Em 1981, o teatro desta autora portuguesa foi objecto dum breve mas notável estudo do lusófilo José Ares Montes, que o comparou ao de Calderón de la Barca e ao de Sor Juana Inés de La Cruz. O Triunfo do Rosário, ponto culminante na extensa obra dessa magnífica escritora, integra-se perfeitamente no conjunto da sua produção em prosa e em verso, quer na temática quer no estilo, já que toda ela gira à volta dos problemas centrais da salvação da alma e dos meios para a atingir. Do mesmo modo que Calderón de la Barca, no seu teatro alegórico, Sóror Maria do Céu faz o seu sermão artístico, integrando-se assim no quadro mental que produziu aquela cultura dirigida que Maravall definiu como característica do período barroco.
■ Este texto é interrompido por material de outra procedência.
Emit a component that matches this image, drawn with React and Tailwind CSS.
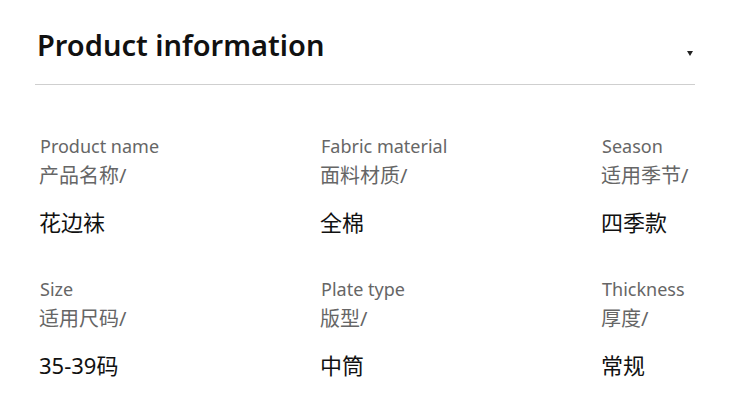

De facto, a afincada insistência posta na propagação dos princípios da Fé e na observância do culto que, destinados a salvar o Homem, fundamentam a política da Igreja contrarreformista, encontra-se na obra de Sóror Maria do Céu, como na de outros escritores seus coetâneos. Mas a obra de Sóror Maria do Céu excede em muito os limites duma arte ao serviço da religião, impondo-se, para além da mensagem edificante, como exemplo duma criatividade esplêndida servida por uma segura arte da escrita. Todos estes aspectos convergem nos cinco Autos do Triunfo do Rosário produzindo um conjunto
que não deixará de impressionar todos os que forem sensíveis à sua qualidade artística, mesmo que o não sejam já à sua mensagem ideológica. Cremos bem que estas obras, sendo paradigmáticas duma visão do mundo que já não é a nossa, de qualquer modo fazem parte duma herança cultural que nos compete estimar e defender. [...]» In Ana Hatherly, Notas sobre O Triunfo do Rosário, Lisboa, Quimera, 1992, Fundação Calouste Gulbenkian, Literatura de Conventos, Autoria Feminina, Halp 32, 2005.